Checking the log now, it says upload/download cancelled over and over
It is getting Tardigrade files, but the Satellites will not unlock the suspension even after everything is back online…

How long are the re-audits going to take?

How long does it take to get out of suspension on events when the cause of failure to pass audit is not self-inflicted?

Can you force the satellites to unlock my node?

Alexey · May 9, 2020, 1:57pm

It should pass several audits before went out of suspension.
I would like to suggest you to check your logs for failed GET_AUDIT requests.

7tigers · May 9, 2020, 2:20pm

After a reboot, it shows the node downloading and uploading Tardigrade files, hopefully suspension will pass soon.

Alexey · May 9, 2020, 2:22pm

If you see downloads and uploads it is more like your node went out of suspension already, otherwise you will not see a traffic from the customers of the suspending satellite.

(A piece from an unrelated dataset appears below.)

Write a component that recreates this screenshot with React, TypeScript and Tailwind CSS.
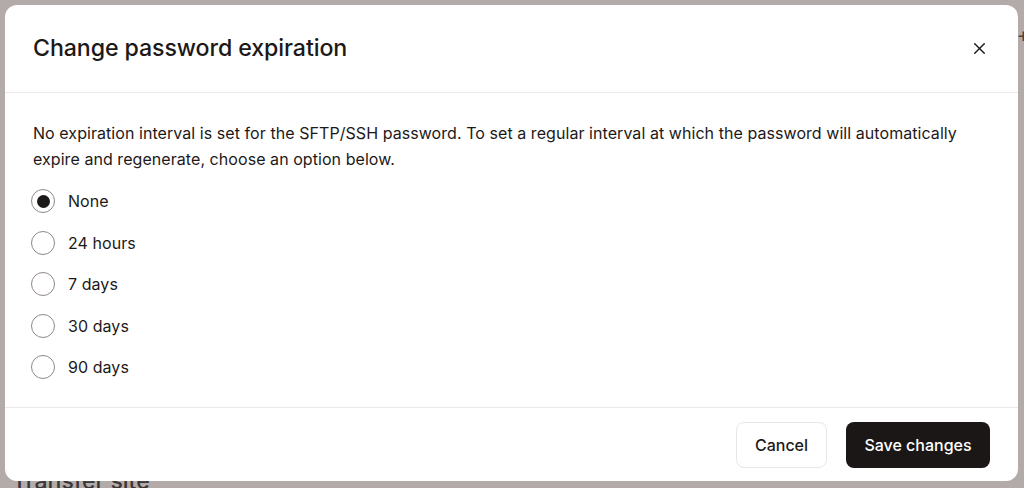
import { X } from 'lucide-react';

const OPTIONS = ['None', '24 hours', '7 days', '30 days', '90 days'];

const App = () => {
  return (
    <div className="relative h-[488px] w-[1024px] overflow-hidden bg-[#b3abaa] font-['Inter','Liberation_Sans',sans-serif]">
      {/* page behind the overlay */}
      <p className="absolute left-[12px] top-[466px] text-[23px] leading-[30px] font-medium text-[#3b3535]">Transfer site</p>
      <span className="absolute right-[-6px] top-[20px] text-[20px] text-[#4a4343]">+</span>

      <div className="relative ml-[5px] mt-[5px] flex h-[476px] w-[1013px] flex-col rounded-[12px] bg-white text-[#1d1919]">
        <header className="flex h-[88px] shrink-0 items-center justify-between border-b border-[#ece8e6] pl-[28px] pr-[27px]">
          <h2 className="text-[23.2px] font-medium tracking-[-0.1px]">Change password expiration</h2>
          <button className="flex size-6 items-center justify-center text-[#1d1919]">
            <X className="size-[19px]" strokeWidth={1.8} />
          </button>
        </header>

        <div className="flex flex-1 flex-col border-b border-[#ece8e6] px-[28px] pt-[27px]">
          <p className="text-[16px] leading-[26px] tracking-[0.06px]">
            No expiration interval is set for the SFTP/SSH password. To set a regular interval at which the password will automatically
            expire and regenerate, choose an option below.
          </p>
          <div className="-ml-[2px] mt-[17px] flex flex-col gap-[17.5px]">
            {OPTIONS.map((o, i) => (
              <label key={o} className="flex h-[24px] items-center gap-[13px]">
                <span className="flex size-[24px] shrink-0 items-center justify-center rounded-full border-[1.5px] border-[#8f8886] bg-white">
                  {i === 0 && <span className="size-[13px] rounded-full bg-[#1d1919]" />}
                </span>
                <span className="text-[16px] tracking-[0.06px]">{o}</span>
              </label>
            ))}
          </div>
        </div>

        <footer className="flex h-[73px] shrink-0 items-center justify-end gap-[19px] pr-[28px]">
          <button className="h-[46px] w-[91px] rounded-[8px] border border-[#ebe6e3] bg-white text-[16px] font-medium">
            Cancel
          </button>
          <button className="h-[46px] w-[144px] rounded-[8px] bg-[#1c1717] text-[16px] font-medium text-white">
            Save changes
          </button>
        </footer>
      </div>
    </div>
  );
};

export default App;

KernelPanick · May 9, 2020, 6:09pm

Not sure the process you used for expanding. But, to be extra cautious you should make sure that the node is shut down before making any changes to the LUN. Services might expect to be restarted when changes are made, and the storagenode won’t like that.

hoarder · May 9, 2020, 6:35pm

I had iscsi target crash under heavy io load generated by storj. From what I could see in logs I got suspended really fast, node was sitting with drive disconnected for about 6 hours before I woke up. Getting out of suspension took less than a day, node is happy now.

Why do live resize? A bit of downtime to resize the target and check that everything works well is acceptable.